The study used two methods, which both show how population
variation can be used to consistently estimate the effect of class size on
student achievement. The first method is based on segregating the random
component of the natural variation in population for a grade in a school.
Meanwhile, the second method is based on using the discontinuous changes in
class size that occur when a small change in enrollment induces a maximum or
minimum class size rule. Both methods produce results that are appropriate for
considering class size changes in the range of 10 to 30 students.
Under the said methods, it was found that reductions in
class size have no effect on student achievement. The estimates are so precise
that a 10 percent reduction in class size improved achievement by just 2 to 4
percent of a standard deviation. Moreover, there is no evidence that class size
reductions are more efficient in schools that contain high concentrations of
low income students or African-American students.
The results do not suffer from bias due to omitted variables
and endogeneity than are typical estimates that depend on variation in class
size that is generated by parents, teachers, administrators, or policy-makers’
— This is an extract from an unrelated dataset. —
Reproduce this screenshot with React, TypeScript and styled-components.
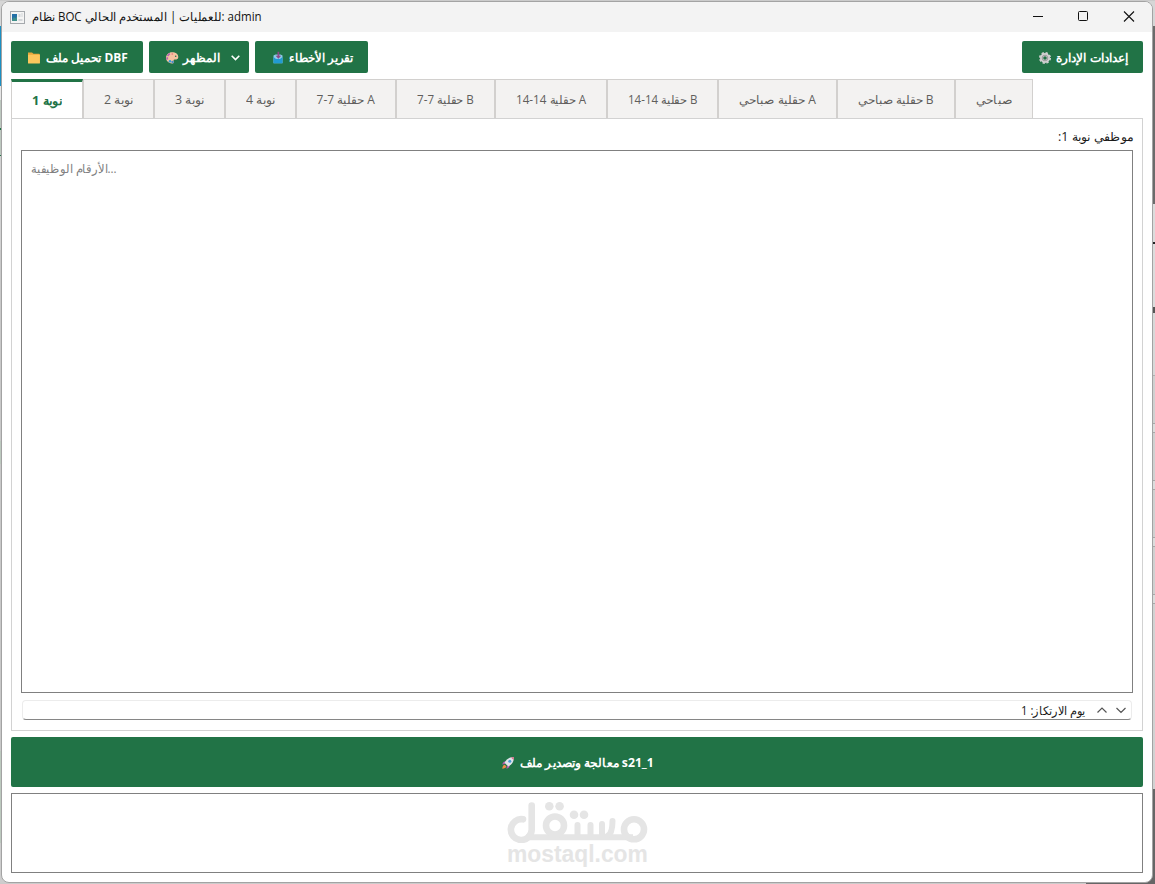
import React, { useLayoutEffect, useRef, useState } from "react";
import styled, { createGlobalStyle } from "styled-components";

const green = "#217346";

const GlobalStyle = createGlobalStyle`
  * { box-sizing: border-box; }
  html, body { margin: 0; padding: 0; }
  body { overflow: hidden; }
`;

const Desktop = styled.div`
  display: grid;
  grid-template-columns: 1px 1152px 2px;
  width: 1155px;
  height: 884px;
  padding: 1px 0;
  background: linear-gradient(to right, #cbcbcb 0 1086px, #666 1086px) bottom / 100% 4px no-repeat, #cbcbcb;
  font-family: "Open Sans", "Noto Sans", sans-serif;
  font-size: 12px;
  color: #1a1a1a;
`;

const LeftEdge = styled.div`
  margin-right: -8px;
  background: linear-gradient(
    #d6d6d6 0 25px, #1b8fc2 25px 85px, #e6e6e6 85px 99px, #bdc8bf 99px 127px,
    #217346 127px 129px, #bdc8bf 129px 154px, #217346 154px 155px, #d2d2d2 155px 249px,
    #c8c8c8 249px 440px, #bcc9be 440px 463px, #c8c8c8 463px 750px, #bcc9be 750px 842px, #cdcdcd 842px
  );
`;

const RightEdge = styled.div`
  margin-left: -8px;
  background: linear-gradient(
    #d6d6d6 0 25px, #6b6b6b 25px 203px, #dcdcdc 203px 241px, #222 241px 243px, #dcdcdc 243px 306px,
    #555 306px 312px, #d8d8d8 312px 374px, #b0b0b0 374px 375px, #d0d0d0 375px 422px, #a8a8a8 422px 423px,
    #dcdcdc 423px 431px, #a8a8a8 431px 432px, #d0d0d0 432px 479px, #a8a8a8 479px 480px, #dcdcdc 480px 488px,
    #a8a8a8 488px 489px, #d0d0d0 489px 536px, #a8a8a8 536px 537px, #dcdcdc 537px 545px, #a8a8a8 545px 546px,
    #d0d0d0 546px 593px, #a8a8a8 593px 594px, #dcdcdc 594px 602px, #a8a8a8 602px 603px, #d2d2d2 603px 788px,
    #666 788px
  );
`;

const Window = styled.main`
  z-index: 1;
  display: flex;
  flex-direction: column;
  height: 882px;
  border: 1px solid #a3a3a3;
  border-radius: 8px;
  background: #fff;
  overflow: hidden;
`;

const TitleBar = styled.header`
  display: flex;
  align-items: center;
  height: 30px;
  flex: none;
  padding: 0 1px 0 8px;
  background: #f3f3f3;
  svg { flex: none; }
`;

const Title = styled.div`
  flex: 1;
  margin-left: 7px;
  color: #111;
`;

const WindowControls = styled.div`
  display: flex;
  svg { width: 45px; height: 30px; }
`;

const Body = styled.div`
  flex: 1;
  display: flex;
  flex-direction: column;
  padding: 9px 9px 9px;
`;

const Toolbar = styled.div`
  display: flex;
  gap: 6px;
  height: 32px;
`;

const ToolButton = styled.button<{ $width: number; $push?: boolean; $indent?: number }>`
  display: flex;
  align-items: center;
  gap: 4px;
  width: ${p => p.$width}px;
  height: 32px;
  margin: 0;
  margin-left: ${p => (p.$push ? "auto" : "0")};
  padding: 1px 0 0 ${p => p.$indent ?? 16}px;
  border: 0;
  border-radius: 2px;
  background: ${green};
  color: #fff;
  font: bold 12px "Open Sans", "Noto Sans", sans-serif;
  svg { flex: none; }
`;

const ButtonChevron = styled.svg`
  margin-left: 7px;
`;

const TabBar = styled.nav`
  display: flex;
  height: 39px;
  margin-top: 6px;
`;

const Tab = styled.div<{ $width: number; $active?: boolean }>`
  display: flex;
  align-items: center;
  justify-content: center;
  width: ${p => p.$width}px;
  padding: ${p => (p.$active ? 1 : 2)}px 1px 0 0;
  border: 1px solid #d2d0ce;
  border-bottom: 0;
  border-top: ${p => (p.$active ? `3px solid ${green}` : "1px solid #d2d0ce")};
  background: ${p => (p.$active ? "#fff" : "#f3f2f1")};
  color: ${p => (p.$active ? green : "#605e5c")};
  font-weight: ${p => (p.$active ? "bold" : "normal")};
`;

const Panel = styled.section`
  display: flex;
  flex-direction: column;
  height: 613px;
  padding: 9px;
  border: 1px solid #d2d2d2;
`;

const PanelLabel = styled.div`
  display: flex;
  justify-content: flex-end;
  align-items: center;
  height: 17px;
  margin-bottom: 5px;
`;

const NumbersBox = styled.div`
  height: 543px;
  padding: 9px;
  border: 1px solid #808080;
  color: #808080;
`;

const SpinBox = styled.div`
  display: flex;
  align-items: center;
  justify-content: flex-end;
  height: 20px;
  margin: 7px 1px 0;
  padding: 2px 1px 0 0;
  border: 1px solid #ececec;
  border-bottom-color: #868686;
  border-radius: 4px;
`;

const SpinArrows = styled.svg`
  margin-left: 9px;
  margin-top: -2px;
`;

const ProcessButton = styled.button`
  display: flex;
  align-items: center;
  justify-content: center;
  gap: 5px;
  height: 50px;
  margin: 6px 0 6px;
  padding: 1px 0 0;
  border: 0;
  border-radius: 2px;
  background: ${green};
  color: #fff;
  font: bold 12px "Open Sans", "Noto Sans", sans-serif;
`;

const LogBox = styled.div`
  display: flex;
  flex-direction: column;
  align-items: center;
  height: 80px;
  padding-top: 7px;
  border: 1px solid #808080;
  color: #e5e5e5;
`;

const BrandName = styled.div`
  height: 22px;
  font: bold 23px/22px "Liberation Sans", sans-serif;
`;

const FitBox = styled.span<{ $width: number }>`
  display: inline-block;
  flex: none;
  width: ${p => p.$width}px;
  height: 18px;
  line-height: 18px;
  white-space: nowrap;
  text-align: left;
`;

const FitText = styled.span`
  display: inline-block;
  line-height: inherit;
  transform-origin: 0 50%;
`;

/* Scales a single line of text horizontally so that it fills its box. */
function Fit({ width, rtl, children }: { width: number; rtl?: boolean; children: string }) {
  const ref = useRef<HTMLSpanElement>(null);
  const [scale, setScale] = useState(1);
  useLayoutEffect(() => {
    if (ref.current) setScale(width / ref.current.offsetWidth);
  }, [width, children]);
  return (
    <FitBox $width={width}>
      <FitText ref={ref} dir={rtl ? "rtl" : "ltr"} style={{ transform: `scaleX(${scale})` }}>
        {children}
      </FitText>
    </FitBox>
  );
}

const AppIcon = () => (
  <svg width="15" height="13" viewBox="0 0 15 13">
    <rect x="0.5" y="0.5" width="14" height="12" fill="#f4f4f4" stroke="#a5a9ad" />
    <rect x="2" y="3" width="5" height="7" fill="#2470a8" />
    <path d="M2 9l2-3 1.5 1.5L7 5v5H2z" fill="#3f8f8a" />
    <path d="M8.500 3h2v3h-2zM11.500 2h1v4h-1zM8.500 8h4v2h-4z" fill="#d3d6d9" />
  </svg>
);

const FolderIcon = () => (
  <svg width="16" height="14" viewBox="0 0 16 14">
    <path d="M2 1.500h4l1.500 1.300H13a.8.8 0 0 1 .8.8V12H2z" fill="#e9a93c" />
    <path d="M2 3.800h11.900V12a.6.6 0 0 1-.6.600H2.600A.6.6 0 0 1 2 12z" fill="#fbc75d" />
  </svg>
);

const PaletteIcon = () => (
  <svg width="14" height="14" viewBox="0 0 14 14">
    <path d="M7 1.200c3.800 0 6.300 2.100 6.300 4.700 0 2.300-1.700 2.700-3.500 2.600-1.600 0-1.300 1.300-1 2.300.3 1.300-.7 1.900-2 1.700C3.300 12 1 9.600 1 6.700 1 3.700 3.600 1.200 7 1.200z" fill="#f6c3a0" />
    <path d="M4.800 2.500L2.500 5M2.200 6.300v2.200" stroke="#b765b5" strokeWidth="1.800" fill="none" />
    <circle cx="5" cy="10.300" r="1.300" fill="#3b9fd8" />
    <circle cx="7.600" cy="11" r="1.200" fill="#4e8cc7" />
    <circle cx="7.300" cy="3" r=".9" fill="#e98a86" />
    <circle cx="10.700" cy="5.200" r=".8" fill="#217346" />
  </svg>
);

const InboxIcon = () => (
  <svg width="14" height="14" viewBox="0 0 14 14">
    <path d="M2.500 4.500l2-1h5l2 1v7.800H2.500z" fill="#8ecbe8" />
    <path d="M2.500 6l2.500 2h4l2.500-2v5.700a.6.6 0 0 1-.6.600H3.100a.6.6 0 0 1-.6-.6z" fill="#219bd3" />
    <path d="M6.500.8h1.800v4h1.900L7.400 7.800 4.600 4.800h1.900z" fill="#8d4a86" />
  </svg>
);

const GearIcon = () => (
  <svg width="14" height="14" viewBox="0 0 14 14">
    <circle cx="7" cy="7" r="3.400" fill="none" stroke="#cfcfcf" strokeWidth="3.200" />
    <circle cx="7" cy="7" r="5.200" fill="none" stroke="#cfcfcf" strokeWidth="1.700" strokeDasharray="2.300 1.784" />
    <circle cx="7" cy="7" r="2.800" fill="none" stroke="#9a9a9a" strokeWidth="1" />
  </svg>
);

const RocketIcon = () => (
  <svg width="14" height="14" viewBox="0 0 14 14">
    <path d="M4.800 5L2.500 6 1 8.500l3-.4zM9 9l-1 2.500L5.500 13l.4-3z" fill="#b05aa9" />
    <path d="M3.700 8.700C1.800 9 1.500 10.800 1.300 12.700c1.900-.2 3.700-.5 4-2.400z" fill="#f08a4b" />
    <path d="M12.800 1.200c.3 4-1.600 7.200-5.500 9.300L3.500 6.700C5.600 2.800 8.800.9 12.800 1.200z" fill="#dfe3ea" />
    <path d="M12.800 1.200c.1 1 0 2-.2 2.800L10 1.400c.8-.2 1.800-.3 2.800-.2z" fill="#d86a86" />
    <circle cx="8.800" cy="5.200" r="1.500" fill="#4a9cd6" />
  </svg>
);

const Logo = () => (
  <svg width="142" height="42" viewBox="0 0 142 42" fill="none" stroke="#e5e5e5" strokeWidth="6.600" strokeLinecap="round">
    <path d="M17 18.300A10.400 10.400 0 1 0 25.700 28.500V4.500" />
    <path d="M20 36.300H127" strokeWidth="6" strokeLinecap="butt" />
    <circle cx="49" cy="24.500" r="9" />
    <circle cx="128" cy="28.300" r="10" />
    <path d="M71.500 24v11M84.500 24v11M96 23v12M106.500 20c0 8-1 13-5 15" strokeWidth="6" />
    <g fill="#e5e5e5" stroke="none">
      <circle cx="43.300" cy="5.300" r="4.300" />
      <circle cx="53.600" cy="5.300" r="4.300" />
      <circle cx="68" cy="13.700" r="4.300" />
      <circle cx="78" cy="13.700" r="4.300" />
    </g>
  </svg>
);

const tabs: { label: string; width: number; text: number }[] = [
  { label: "نوبة 1", width: 72, text: 30 },
  { label: "نوبة 2", width: 71, text: 29 },
  { label: "نوبة 3", width: 71, text: 29 },
  { label: "نوبة 4", width: 71, text: 29 },
  { label: "حقلية 7-7 A", width: 100, text: 58 },
  { label: "حقلية 7-7 B", width: 99, text: 57 },
  { label: "حقلية 14-14 A", width: 112, text: 70 },
  { label: "حقلية 14-14 B", width: 111, text: 69 },
  { label: "حقلية صباحي A", width: 119, text: 77 },
  { label: "حقلية صباحي B", width: 118, text: 76 },
  { label: "صباحي", width: 78, text: 36 },
];

export default function App() {
  return (
    <>
      <GlobalStyle />
      <Desktop>
        <LeftEdge />
        <Window>
          <TitleBar>
            <AppIcon />
            <Title>
              <Fit width={230}>نظام BOC للعمليات | المستخدم الحالي: admin</Fit>
            </Title>
            <WindowControls>
              <svg viewBox="0 0 45 30" stroke="#111" fill="none"><path d="M17 14.500h10" /></svg>
              <svg viewBox="0 0 45 30" stroke="#111" fill="none"><rect x="17.500" y="9.500" width="9" height="9" rx="1" /></svg>
              <svg viewBox="0 0 45 30" stroke="#111" fill="none" strokeWidth="1.100"><path d="M18 9.500l10 10M28 9.500l-10 10" /></svg>
            </WindowControls>
          </TitleBar>
          <Body>
            <Toolbar>
              <ToolButton $width={132} $indent={15}>
                <FolderIcon />
                <Fit width={82}>تحميل ملف DBF</Fit>
              </ToolButton>
              <ToolButton $width={100}>
                <PaletteIcon />
                <Fit width={37}>المظهر</Fit>
                <ButtonChevron width="9" height="6" viewBox="0 0 9 6" fill="none" stroke="#fff" strokeWidth="1.600">
                  <path d="M.7.8l3.800 3.800L8.300.8" />
                </ButtonChevron>
              </ToolButton>
              <ToolButton $width={113}>
                <InboxIcon />
                <Fit width={64}>تقرير الأخطاء</Fit>
              </ToolButton>
              <ToolButton $width={121} $push>
                <GearIcon />
                <Fit width={72}>إعدادات الإدارة</Fit>
              </ToolButton>
            </Toolbar>
            <TabBar>
              {tabs.map((tab, i) => (
                <Tab key={tab.label} $width={tab.width} $active={i === 0}>
                  <Fit width={tab.text}>{tab.label}</Fit>
                </Tab>
              ))}
            </TabBar>
            <Panel>
              <PanelLabel>
                <Fit width={75} rtl>موظفي نوبة 1:</Fit>
              </PanelLabel>
              <NumbersBox>
                <Fit width={86}>الأرقام الوظيفية...</Fit>
              </NumbersBox>
              <SpinBox>
                <Fit width={64} rtl>يوم الارتكاز: 1</Fit>
                <SpinArrows width="36" height="8" viewBox="0 0 36 8" fill="none" stroke="#555" strokeWidth="1.200">
                  <path d="M3.500 6.500L8 2l4.500 4.500M22.500 2L27 6.500 31.500 2" />
                </SpinArrows>
              </SpinBox>
            </Panel>
            <ProcessButton>
              <RocketIcon />
              <Fit width={134}>معالجة وتصدير ملف s21_1</Fit>
            </ProcessButton>
            <LogBox>
              <Logo />
              <BrandName>
                <Fit width={141}>mostaql.com</Fit>
              </BrandName>
            </LogBox>
          </Body>
        </Window>
        <RightEdge />
      </Desktop>
    </>
  );
}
decisions. Also, unlike other studies, participants included in the study are
not aware of being evaluated. Incentives did not alter the results of the
experiment. The experiments represent actual class size reduction policies,
which hardly include evaluations or incentives for schools to make good use of
the opportunities provided by smaller class sizes.
Source:
Caroline M. Hoxby, “The
Effects of Class Size on Student Achievement: New Evidence from Population
Variation” Quarterly Journal of Economics,
Vol. 115, No. 4 (November 2000), pp. 1239-1285.